Var-Matin (Brignoles / Le Luc / Saint-Maximin)

Bedos de retour sur scène

Guy Bedos n’a pas résisté longtemps au plaisir de sortir de sa retraite active. Après avoir signé un livre, l’humoriste se prépare à revenir sur scène et scrute l’actualité d’un oeil rieur et sévère

- PROPOS RECUEILLIS PAR PAUL-HENRI COSTE phcoste@nicematin.fr

Le pas est plus lent, mais oeil rit toujours aussi vite… Et le verbe aiguisé fait envie aux gamins les plus vifs. À 83 ans, Guy Bedos, théoriquem­ent retraité des planches depuis cinq ans, prépare son retour sur scène. « Mais pour une revue de presse uniquement », précise le cabot, déjà impatient de planter ses crocs dans l’actualité qu’il suit avec rage. À Toulon lundi pour une rencontre avec ses fidèles, dans le cadre du festival « Les entretiens de l’été », il s’émeut du passé, grince du présent et prépare l’avenir… Y compris dans ce qu’il comporte de plus sombre.

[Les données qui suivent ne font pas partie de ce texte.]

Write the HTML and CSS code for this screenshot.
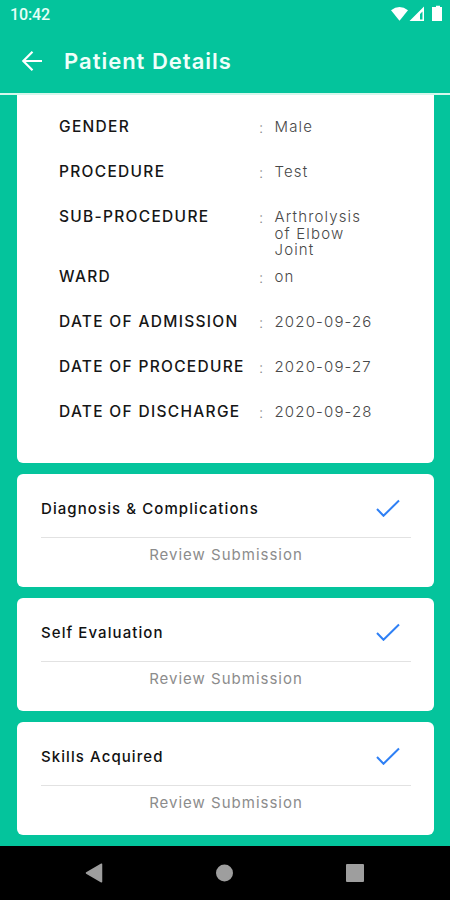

Vous avez fait vos adieux à la scène il y a cinq ans… Et annoncez maintenant revenir… C’est une blague ? Je reviens, mais je ne me renie pas. J’ai fait mes adieux au one-manshow. Là, mon producteur me propose de faire une revue de presse en . Alors j’ai accepté, parce que j’ai envie de m’amuser. Et puis, comme malgré mon âge avancé, je suis plutôt en forme, je prends des notes et je fais travailler les abdominaux de la tête. Pensez-vous qu’Emmanuel Macron sera un bon client pour ces revues de presse ? Pour l’instant, je n’ai pas grandchose à dire sur lui. J’attends. Au départ, j’étais réservé, parce que, comme Valls, il se vante d’être un enfant de Michel Rocard. Moi, j’étais ami avec Michel. Et j’ai écrit que le papa ne les a pas reconnus. Mais aujourd’hui, je l’observe avec sympathie. J’ai d’ailleurs été bouleversé par la cérémonie de commémorat­ion à Nice. J’ai trouvé tout le monde très bien. Même Estrosi ! Si vous remontez sur scène, c’est parce que vous avez le sentiment que la relève n’est pas assurée ? Non, elle ne l’est pas. Je ne connais pas tous les jeunes prétendus humoristes, mais je ne suis pas très convaincu. Aujourd’hui, il y a très peu d’humoristes. Il y a beaucoup de comiques. Des comiques de bistrot ! Je ne les sens pas dans le rire de résistance. J’en suis resté à Desproges et Coluche. Desproges était mon frère. Coluche m’appelait « Papa ». Guillon, je l’ai bien aimé au début. Je lui trouvais un certain talent. Je le trouve maintenant très douteux. Comme je suis censé avoir lâché le métier, il m’a volé des choses, notamment la revue de presse qu’il fait comme moi. Ce n’est pas un hommage, c’est un vol.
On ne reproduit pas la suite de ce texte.